Unlike traditional neural networks that process disembodied information, these models integrate perception, planning, and control more tightly, allowing the system to learn directly from the continuous loop of sensing the world, taking actions, and experiencing the results.
Key Approaches
Common approaches include reinforcement learning policies trained in high-fidelity simulation or directly in the real world, where the network learns actions that maximize rewards based on physical outcomes. World models are another powerful technique — these networks learn to predict the sensory consequences of different actions, essentially building an internal simulation of physics and causality. Some architectures also explicitly leverage body dynamics and morphological computation, letting the robot’s physical structure help with computation instead of forcing everything through the neural network.
Modern examples often combine vision transformers, recurrent networks, or diffusion models with sensorimotor feedback to create policies that map raw sensory inputs straight to motor commands. This tight integration helps close the sim-to-real gap that plagues many robotic systems.
Advantages
Embodied neural networks develop grounded representations — meaning their internal features are tied to real physical experiences rather than abstract patterns. This grounding leads to significantly better generalization when encountering new objects, environments, or situations that were not seen during training.
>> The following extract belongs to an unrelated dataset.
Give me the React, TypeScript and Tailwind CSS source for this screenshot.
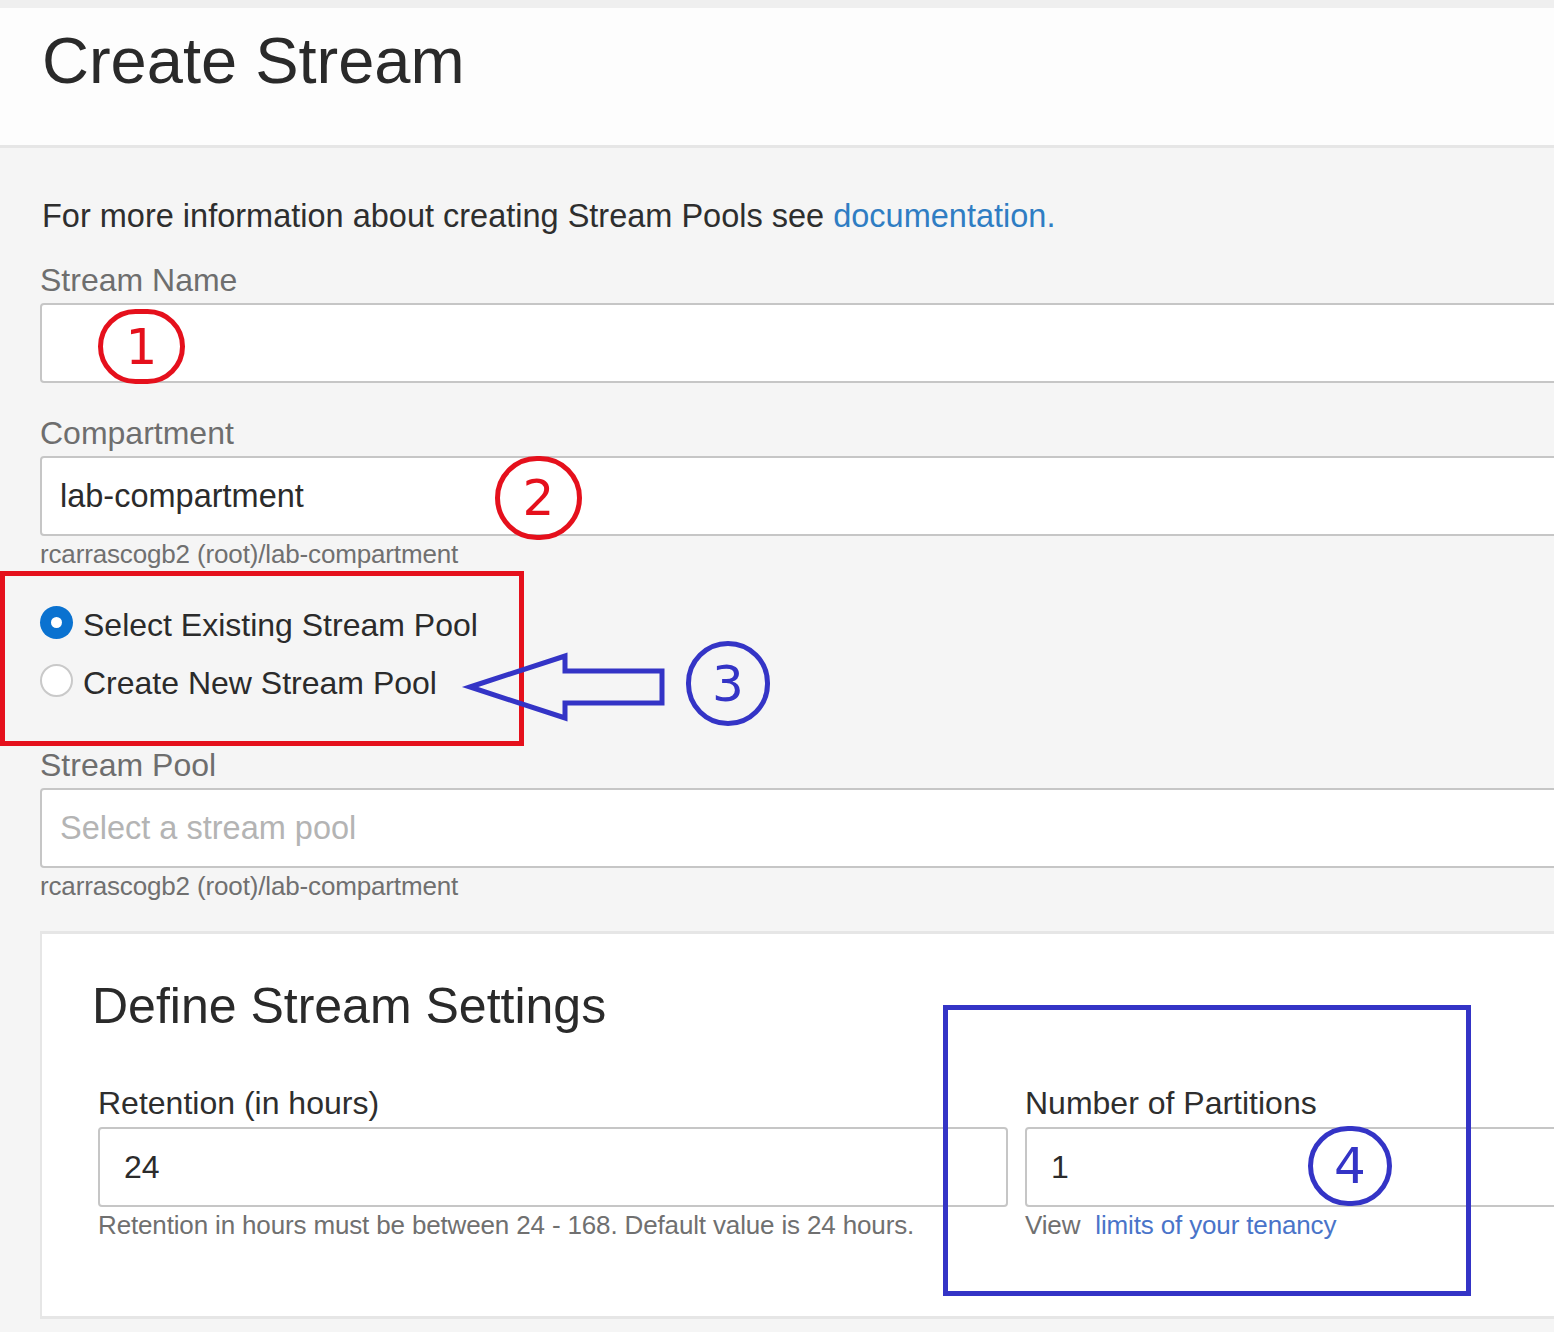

They also tend to be more sample-efficient in physical settings because the data comes with rich causal structure (actions produce immediate, measurable consequences). The result is more robust behavior in noisy, unpredictable real-world conditions and a reduced tendency to fail catastrophically when things deviate from training data.
Further Learning Resources
- A Comprehensive Survey on Embodied AI – Broad overview covering embodied networks, world models, and sensorimotor learning
The Future: Unified Embodied Architectures
Next-generation embodied neural networks will likely feature end-to-end learning across sensing, reasoning, and acting in one unified architecture. These models will incorporate strong predictive capabilities, allowing them to anticipate sensory outcomes many steps into the future while continuously updating their understanding based on real feedback.
This unified approach could dramatically improve sample efficiency — meaning robots learn useful skills from far less real-world experience — and greatly enhance robustness when operating in unstructured environments. By tightly coupling perception and action with rich world models, future systems may develop more human-like common sense and adaptability.
Ultimately, these advances will help bridge the gap between today’s narrow robotic policies and truly general embodied AGI. Agents will be able to learn new tasks more quickly, transfer knowledge across different bodies or environments, and operate safely and effectively alongside humans in homes, workplaces, and exploration settings. The move toward unified embodied architectures represents one of the most promising paths toward physical intelligence that feels natural, reliable, and genuinely useful.